Scene from the Marvel Cinematic Universe

The Avengers, led by Chris Evans as Steve Rogers, assembling in the battle at the Avengers Compound. Scenes from the sequence were positively received by cinematic audiences.

The "Avengers assemble" scene, also known as the portals scene, is the sequence leading to the climactic Battle of Earth in the superhero film Avengers: Endgame (2019), which sees the Avengers and their allies arrive on the battlefield through sling ring portals in preparation for a battle against the film's antagonist Thanos. It culminates with Steve Rogers / Captain America saying, "Avengers...assemble", the team's catchphrase and rallying cry in Marvel Comics. The scene features many cast members and characters who appeared in previous Marvel Cinematic Universe (MCU) installments, including several who had died in the preceding film Avengers: Infinity War (2018) during an event known as the Blip.

The catchphrase was not used in The Avengers (2012) because Marvel Studios president Kevin Feige felt it was not appropriate to include it, and the phrase was only half-uttered in Avengers: Age of Ultron (2015) because director Joss Whedon wanted to ensure that the film's scenes remained unaltered; this led to speculation that the MCU would never use the line. The "Avengers assemble" sequence was added to the Endgame script to satisfy the production team's desire to show the return of the Blipped heroes ahead of the battle. Directors Anthony and Joe Russo settled on a quiet delivery of the line after considering a couple versions of the sequence. Weta Digital worked on visual effects for the scene. The music that accompanies the scene, "Portals", was composed by Alan Silvestri. The scene received positive responses from critics and audiences.

== Scene summary ==

After Tony Stark and Thor are knocked out of battle by Thanos, Steve Rogers watches as Thanos's army arrives. Rogers hears static in his earpiece, then the voice of Sam Wilson, thought to be gone because of the Blip, (Note: As depicted in Avengers: Infinity War (2018)) announcing his arrival. As Rogers turns to look, a magical portal opens from Wakanda, showing the arrival of additional allies to aid in the battle. Dr. Stephen Strange, Wong, and other sorcerers continue to open additional portals from elsewhere on Earth and around the galaxy. Everyone gathers as Thanos and his army look on, and Rogers says "Avengers... assemble", leading everyone into battle.

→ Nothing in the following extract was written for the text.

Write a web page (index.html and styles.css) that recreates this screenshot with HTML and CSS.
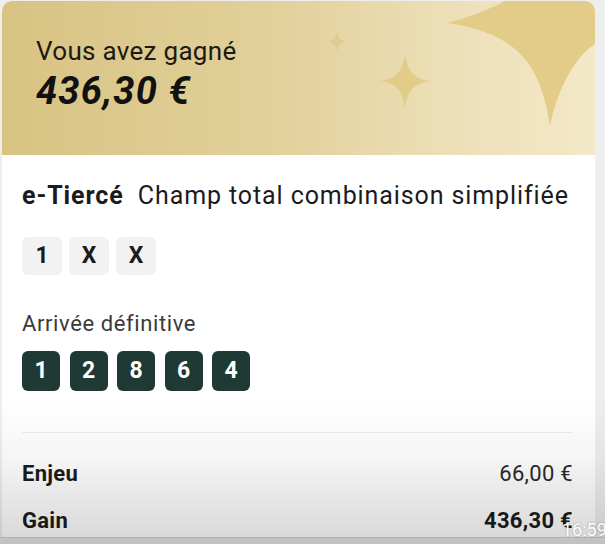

== Background and development ==

The Avengers (1963) #16, the first issue featuring Captain America saying "Avengers Assemble", a phrase with which he has been associated ever since

The phrase "Avengers Assemble" is the most famous catchphrase used by the Avengers in the Marvel Comics. It is most often said by Captain America, but Thor first said it in Avengers (1963) #10 from 1964. The Avengers used other rally cries in the next few issues before officially adopting the phrase in Avengers (1963) #14 from 1965. In the following issue, Giant-Man shouts the phrase. In Avengers (1963) #16 from 1965, Captain America is featured on the cover saying the phrase, and he has since become the hero most associated with the line. After the team was formed in The Avengers (2012), people familiar with the comics started wondering when Captain America would say the line in the Marvel Cinematic Universe (MCU). Marvel Studios president Kevin Feige said soon after the film's release that the phrase was not included because there was not a good place for it. With the 360-degree shot of the team showing they were assembled, Feige felt that had more of an impact than if the line had been said in that moment. The phrase was teased at the end of Avengers: Age of Ultron (2015) when Captain America said "Avengers..." before the film cut to the credits. Writer and director Joss Whedon talked about the decision, saying he did not want to include the line, and he made sure that the scene could not be altered by the studio in the future. Captain America actor Chris Evans did not shoot a scene saying the complete phrase, and the "Avengers..." line was written into the script exactly how it was shown in the film.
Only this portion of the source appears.